--- Start ---

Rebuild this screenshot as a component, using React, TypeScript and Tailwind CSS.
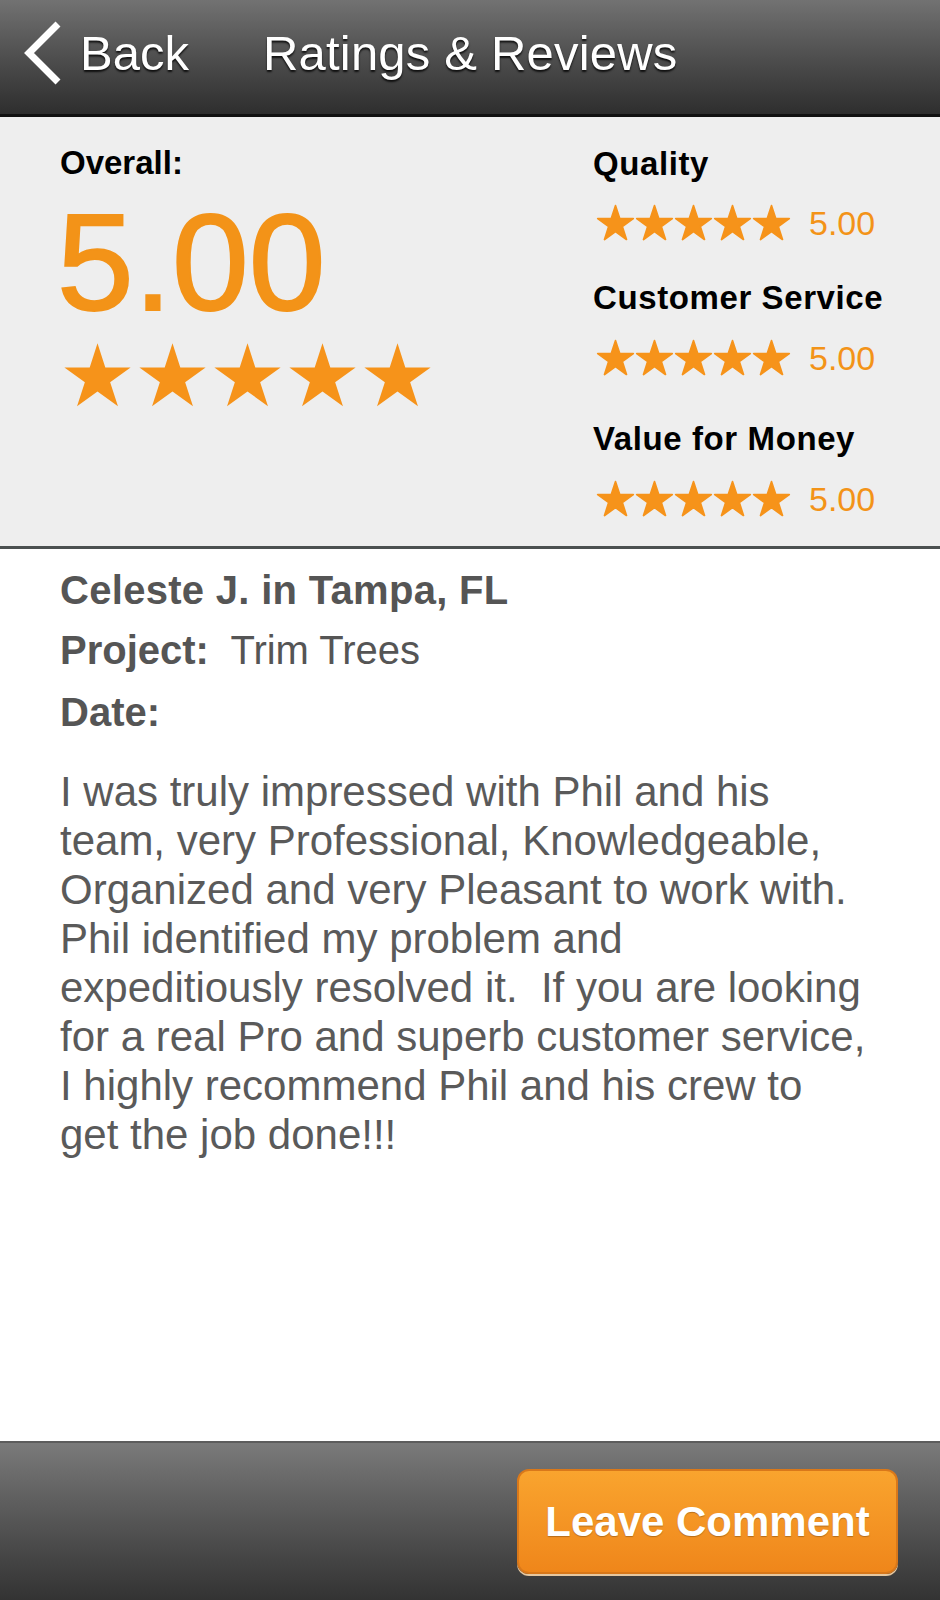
import React from "react";

function Star({ w, fat }: { w: number; fat?: boolean }) {
  return (
    <svg width={w} height={w * 0.951} viewBox="-2 -2 104 99.1" overflow="visible">
      <polygon
        points="50,0 61.8,36.33 100,36.33 69.1,58.78 80.9,95.1 50,72.66 19.1,95.1 30.9,58.78 0,36.33 38.2,36.33"
        fill="#f6931a"
        stroke={fat ? "#f6931a" : "none"}
        strokeWidth={fat ? 5 : 0}
        strokeLinejoin="round"
      />
    </svg>
  );
}

function StarRow({ w, gap, fat }: { w: number; gap: string; fat?: boolean }) {
  return (
    <div className={`flex items-center ${gap}`}>
      {[0, 1, 2, 3, 4].map((i) => (
        <Star key={i} w={w} fat={fat} />
      ))}
    </div>
  );
}

const reviewLines = [
  "I was truly impressed with Phil and his",
  "team, very Professional, Knowledgeable,",
  "Organized and very Pleasant to work with.",
  "Phil identified my problem and",
  "expeditiously resolved it.  If you are looking",
  "for a real Pro and superb customer service,",
  "I highly recommend Phil and his crew to",
  "get the job done!!!",
];

export default function App() {
  return (
    <div className="w-[940px] h-[1600px] flex flex-col bg-white font-['Liberation_Sans',Arial,sans-serif] overflow-hidden">
      {/* Header */}
      <div className="h-[117px] shrink-0 flex items-center pb-[8px] bg-gradient-to-b from-[#727272] to-[#2e2e2e] border-b-[3px] border-[#111111] text-white [text-shadow:0_2px_2px_rgba(0,0,0,0.8)]">
        <svg width="44" height="66" viewBox="0 0 44 66" className="ml-[20px] shrink-0">
          <path d="M38 4 L9 33 L38 62" fill="none" stroke="#ffffff" strokeWidth="7" strokeLinejoin="miter" />
        </svg>
        <span className="ml-[16px] text-[49px] leading-none">Back</span>
        <span className="ml-[74px] text-[49px] leading-none tracking-[0.2px]">Ratings &amp; Reviews</span>
      </div>

      {/* Ratings */}
      <div className="h-[432px] shrink-0 flex bg-[#eeeeee] border-b-[3px] border-[#4b5050]">
        <div className="w-[593px] shrink-0 pl-[60px] pt-[26px] flex flex-col">
          <div className="text-[33px] font-bold leading-[40px] text-black">Overall:</div>
          <div className="mt-[10px] ml-[-3px] text-[138px] leading-[138px] text-[#f39318] [-webkit-text-stroke:2px_#f39318]">5.00</div>
          <div className="mt-[11px] ml-[3px]">
            <StarRow w={69} gap="gap-[6px]" />
          </div>
        </div>
        <div className="pt-[27px] flex flex-col">
          <div className="text-[33px] font-bold leading-[40px] text-black tracking-[0.6px]">Quality</div>
          <div className="mt-[19px] h-[40px] flex items-center ml-[4px]">
            <StarRow w={37} gap="gap-[2px]" fat />
            <span className="ml-[19px] text-[34px] leading-[40px] text-[#f39318]">5.00</span>
          </div>
          <div className="mt-[35px] text-[33px] font-bold leading-[40px] text-black tracking-[0.6px]">Customer Service</div>
          <div className="mt-[20px] h-[40px] flex items-center ml-[4px]">
            <StarRow w={37} gap="gap-[2px]" fat />
            <span className="ml-[19px] text-[34px] leading-[40px] text-[#f39318]">5.00</span>
          </div>
          <div className="mt-[41px] text-[33px] font-bold leading-[40px] text-black tracking-[0.6px]">Value for Money</div>
          <div className="mt-[20px] h-[40px] flex items-center ml-[4px]">
            <StarRow w={37} gap="gap-[2px]" fat />
            <span className="ml-[19px] text-[34px] leading-[40px] text-[#f39318]">5.00</span>
          </div>
        </div>
      </div>

      {/* Review */}
      <div className="flex-1 pl-[60px] pt-[11px] text-[#555555]">
        <div className="text-[40px] font-bold leading-[60px] tracking-[0.3px]">Celeste J. in Tampa, FL</div>
        <div className="text-[40px] leading-[60px] whitespace-pre">
          <span className="font-bold">Project:</span>  Trim Trees
        </div>
        <div className="mt-[2px] text-[40px] font-bold leading-[60px]">Date:</div>
        <div className="mt-[25px] text-[42px] leading-[49px] text-[#5a5a5a]">
          {reviewLines.map((l, i) => (
            <div key={i} className="whitespace-pre">
              {l}
            </div>
          ))}
        </div>
      </div>

      {/* Bottom bar */}
      <div className="h-[159px] shrink-0 flex items-center justify-end pr-[42px] bg-gradient-to-b from-[#7a7a7a] to-[#333333] border-t-[2px] border-[#5c5c5c]">
        <button className="w-[381px] h-[105px] rounded-[12px] bg-gradient-to-b from-[#f9a42e] to-[#ef861a] border-[2px] border-[#d9781a] shadow-[0_2px_0_#e6c79f] text-white font-bold text-[42px] leading-none [text-shadow:0_1px_1px_rgba(0,0,0,0.25)]">
          Leave Comment
        </button>
      </div>
    </div>
  );
}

--- End ---

> WHAT TO WORK ON: Quote the material in full and exactly; do not carry over its pictures.

> COMPLETED TASK:
Rebuild this screenshot as a component, using React, TypeScript and Tailwind CSS.
import React from "react";

function Star({ w, fat }: { w: number; fat?: boolean }) {
  return (
    <svg width={w} height={w * 0.951} viewBox="-2 -2 104 99.1" overflow="visible">
      <polygon
        points="50,0 61.8,36.33 100,36.33 69.1,58.78 80.9,95.1 50,72.66 19.1,95.1 30.9,58.78 0,36.33 38.2,36.33"
        fill="#f6931a"
        stroke={fat ? "#f6931a" : "none"}
        strokeWidth={fat ? 5 : 0}
        strokeLinejoin="round"
      />
    </svg>
  );
}

function StarRow({ w, gap, fat }: { w: number; gap: string; fat?: boolean }) {
  return (
    <div className={`flex items-center ${gap}`}>
      {[0, 1, 2, 3, 4].map((i) => (
        <Star key={i} w={w} fat={fat} />
      ))}
    </div>
  );
}

const reviewLines = [
  "I was truly impressed with Phil and his",
  "team, very Professional, Knowledgeable,",
  "Organized and very Pleasant to work with.",
  "Phil identified my problem and",
  "expeditiously resolved it.  If you are looking",
  "for a real Pro and superb customer service,",
  "I highly recommend Phil and his crew to",
  "get the job done!!!",
];

export default function App() {
  return (
    <div className="w-[940px] h-[1600px] flex flex-col bg-white font-['Liberation_Sans',Arial,sans-serif] overflow-hidden">
      {/* Header */}
      <div className="h-[117px] shrink-0 flex items-center pb-[8px] bg-gradient-to-b from-[#727272] to-[#2e2e2e] border-b-[3px] border-[#111111] text-white [text-shadow:0_2px_2px_rgba(0,0,0,0.8)]">
        <svg width="44" height="66" viewBox="0 0 44 66" className="ml-[20px] shrink-0">
          <path d="M38 4 L9 33 L38 62" fill="none" stroke="#ffffff" strokeWidth="7" strokeLinejoin="miter" />
        </svg>
        <span className="ml-[16px] text-[49px] leading-none">Back</span>
        <span className="ml-[74px] text-[49px] leading-none tracking-[0.2px]">Ratings &amp; Reviews</span>
      </div>

      {/* Ratings */}
      <div className="h-[432px] shrink-0 flex bg-[#eeeeee] border-b-[3px] border-[#4b5050]">
        <div className="w-[593px] shrink-0 pl-[60px] pt-[26px] flex flex-col">
          <div className="text-[33px] font-bold leading-[40px] text-black">Overall:</div>
          <div className="mt-[10px] ml-[-3px] text-[138px] leading-[138px] text-[#f39318] [-webkit-text-stroke:2px_#f39318]">5.00</div>
          <div className="mt-[11px] ml-[3px]">
            <StarRow w={69} gap="gap-[6px]" />
          </div>
        </div>
        <div className="pt-[27px] flex flex-col">
          <div className="text-[33px] font-bold leading-[40px] text-black tracking-[0.6px]">Quality</div>
          <div className="mt-[19px] h-[40px] flex items-center ml-[4px]">
            <StarRow w={37} gap="gap-[2px]" fat />
            <span className="ml-[19px] text-[34px] leading-[40px] text-[#f39318]">5.00</span>
          </div>
          <div className="mt-[35px] text-[33px] font-bold leading-[40px] text-black tracking-[0.6px]">Customer Service</div>
          <div className="mt-[20px] h-[40px] flex items-center ml-[4px]">
            <StarRow w={37} gap="gap-[2px]" fat />
            <span className="ml-[19px] text-[34px] leading-[40px] text-[#f39318]">5.00</span>
          </div>
          <div className="mt-[41px] text-[33px] font-bold leading-[40px] text-black tracking-[0.6px]">Value for Money</div>
          <div className="mt-[20px] h-[40px] flex items-center ml-[4px]">
            <StarRow w={37} gap="gap-[2px]" fat />
            <span className="ml-[19px] text-[34px] leading-[40px] text-[#f39318]">5.00</span>
          </div>
        </div>
      </div>

      {/* Review */}
      <div className="flex-1 pl-[60px] pt-[11px] text-[#555555]">
        <div className="text-[40px] font-bold leading-[60px] tracking-[0.3px]">Celeste J. in Tampa, FL</div>
        <div className="text-[40px] leading-[60px] whitespace-pre">
          <span className="font-bold">Project:</span>  Trim Trees
        </div>
        <div className="mt-[2px] text-[40px] font-bold leading-[60px]">Date:</div>
        <div className="mt-[25px] text-[42px] leading-[49px] text-[#5a5a5a]">
          {reviewLines.map((l, i) => (
            <div key={i} className="whitespace-pre">
              {l}
            </div>
          ))}
        </div>
      </div>

      {/* Bottom bar */}
      <div className="h-[159px] shrink-0 flex items-center justify-end pr-[42px] bg-gradient-to-b from-[#7a7a7a] to-[#333333] border-t-[2px] border-[#5c5c5c]">
        <button className="w-[381px] h-[105px] rounded-[12px] bg-gradient-to-b from-[#f9a42e] to-[#ef861a] border-[2px] border-[#d9781a] shadow-[0_2px_0_#e6c79f] text-white font-bold text-[42px] leading-none [text-shadow:0_1px_1px_rgba(0,0,0,0.25)]">
          Leave Comment
        </button>
      </div>
    </div>
  );
}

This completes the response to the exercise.